### Written exercise
Only the lines from the start of the data below through the line that contains "const rows: Row[]" are to be copied, exactly and without pictures.

### Dataset content
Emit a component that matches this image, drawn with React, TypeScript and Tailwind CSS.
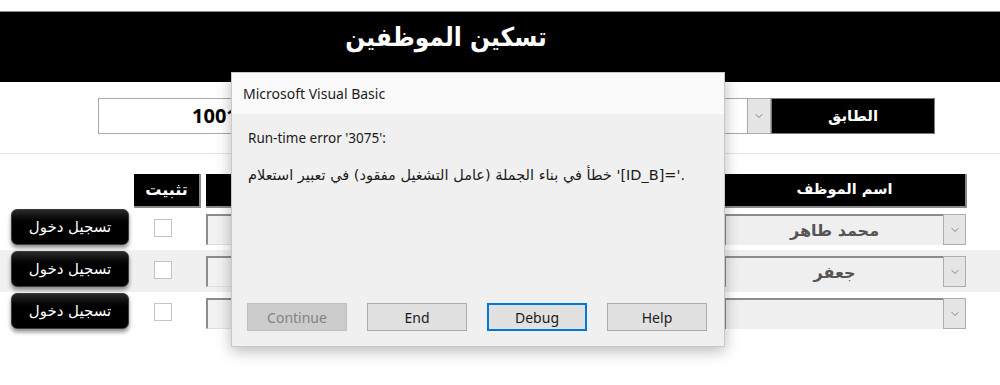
import { ChevronDown } from "lucide-react";

const arabic = { fontFamily: '"DejaVu Sans", "Noto Sans", sans-serif' };
const arabicNarrow = {
  fontFamily: '"DejaVu Sans Condensed", "DejaVu Sans", sans-serif',
};
const ui = { fontFamily: '"Noto Sans", "DejaVu Sans", sans-serif' };

type Row = { name: string };

const rows: Row[] = [{ name: "محمد طاهر" }, { name: "جعفر" }, { name: "" }];

function DropButton({ className = "" }: { className?: string }) {
  return (
    <div
      className={`flex items-center justify-center bg-[#e5e5e5] border border-[#adadad] ${className}`}
    >
      <ChevronDown className="w-[12px] h-[12px] text-[#606060]" strokeWidth={1.5} />
    </div>
  );
}

function LoginButton() {
  return (
    <button
      className="w-[118px] h-[36px] rounded-[6px] bg-gradient-to-b from-[#2a2a2a] via-black to-black text-white text-[15px] border border-[#3a3a3a] shadow-[0_3px_4px_rgba(0,0,0,0.45)]"
      style={arabic}
    >
      تسجيل دخول
    </button>
  );
}

function Dialog() {
  const btn =
    "w-[100px] h-[28px] text-[14px] border flex items-center justify-center";
  return (
    <div
      className="absolute left-[231px] top-[72px] w-[494px] h-[275px] flex flex-col bg-[#f0f0f0] border border-[#c8c8c8] shadow-[0_4px_14px_rgba(0,0,0,0.28)]"
      style={ui}
    >
      <div className="h-[41px] bg-[#fafafa] flex items-center pl-[11px] text-[14px] text-[#1b1b1b]">
        Microsoft Visual Basic
      </div>
      <div className="pl-[16px] pt-[14px] text-[13.5px] text-[#1b1b1b]">
        Run-time error '3075':
      </div>
      <div
        dir="ltr"
        className="pl-[16px] pt-[17px] text-[14.5px] text-[#1b1b1b]"
        style={arabic}
      >
        خطأ في بناء الجملة (عامل التشغيل مفقود) في تعبير استعلام '[ID_B]='.
      </div>
      <div className="mt-auto mb-[15px] pl-[15px] flex gap-[20px]">
        <div className={`${btn} bg-[#cccccc] border-[#bfbfbf] text-[#838383]`}>
          Continue
        </div>
        <div className={`${btn} bg-[#e1e1e1] border-[#adadad] text-[#1b1b1b]`}>
          End
        </div>
        <div className={`${btn} bg-[#e1e1e1] border-2 border-[#0078d7] text-[#1b1b1b]`}>
          Debug
        </div>
        <div className={`${btn} bg-[#e1e1e1] border-[#adadad] text-[#1b1b1b]`}>
          Help
        </div>
      </div>
    </div>
  );
}

export default function App() {
  return (
    <div className="relative w-[1000px] h-[385px] bg-white overflow-hidden">
      <div className="pt-[11px]">
        <div
          className="h-[71px] bg-black border-t border-[#8a8a8a] flex justify-center pr-[108px] pt-[6px] text-white text-[26px] font-bold"
          style={arabicNarrow}
        >
          تسكين الموظفين
        </div>
      </div>

      <div className="h-[72px] border-b border-[#e4e4e4] pt-[16px] pl-[98px] flex">
        <div
          className="w-[650px] h-[36px] border border-[#a9a9a9] bg-white flex items-center pl-[93px] text-[20px] font-bold text-black"
          style={ui}
        >
          1001
        </div>
        <DropButton className="w-[23px] h-[36px] border-l-0" />
        <div
          className="w-[164px] h-[36px] bg-black border border-[#7a7a7a] text-white font-bold text-[15px] flex items-center justify-center"
          style={arabic}
        >
          الطابق
        </div>
      </div>

      <div className="pt-[20px]">
        <div className="flex h-[34px] text-white font-bold" style={arabic}>
          <div className="w-[134px]" />
          <div className="w-[67px] bg-black border-r-2 border-b-2 border-[#8a8a8a] flex items-center justify-center text-[16px]">
            تثبيت
          </div>
          <div className="w-[5px]" />
          <div className="w-[513px] bg-black border-r-2 border-b-2 border-[#8a8a8a]" />
          <div className="w-[5px]" />
          <div className="w-[243px] bg-black border-r-2 border-b-2 border-[#8a8a8a] flex items-center justify-center text-[14.5px]">
            اسم الموظف
          </div>
        </div>

        {rows.map((r, i) => (
          <div
            key={i}
            className={`flex items-start h-[42px] ${i === 1 ? "bg-[#f0f0f0]" : ""}`}
          >
            <div className="w-[11px]" />
            <div className="mt-[1px]">
              <LoginButton />
            </div>
            <div className="w-[25px]" />
            <div className="mt-[11px] w-[18px] h-[18px] bg-white border border-[#c4c4c4]" />
            <div className="w-[34px]" />
            <div className="mt-[6px] w-[513px] h-[31px] bg-[#f2f2f2] border-t-2 border-l-2 border-[#8c8c8c] border-r border-b border-r-[#e0e0e0] border-b-[#e0e0e0]" />
            <div className="w-[5px]" />
            <div className="mt-[6px] flex h-[31px]">
              <div
                className="w-[219px] bg-[#efefef] border-t-2 border-l-2 border-[#8c8c8c] flex items-center justify-center text-[16px] font-bold text-[#555555]"
                style={arabic}
              >
                {r.name}
              </div>
              <DropButton className="w-[23px] h-[31px]" />
            </div>
          </div>
        ))}
      </div>

      <Dialog />
    </div>
  );
}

### Full output
Emit a component that matches this image, drawn with React, TypeScript and Tailwind CSS.
import { ChevronDown } from "lucide-react";

const arabic = { fontFamily: '"DejaVu Sans", "Noto Sans", sans-serif' };
const arabicNarrow = {
  fontFamily: '"DejaVu Sans Condensed", "DejaVu Sans", sans-serif',
};
const ui = { fontFamily: '"Noto Sans", "DejaVu Sans", sans-serif' };

type Row = { name: string };

const rows: Row[] = [{ name: "محمد طاهر" }, { name: "جعفر" }, { name: "" }];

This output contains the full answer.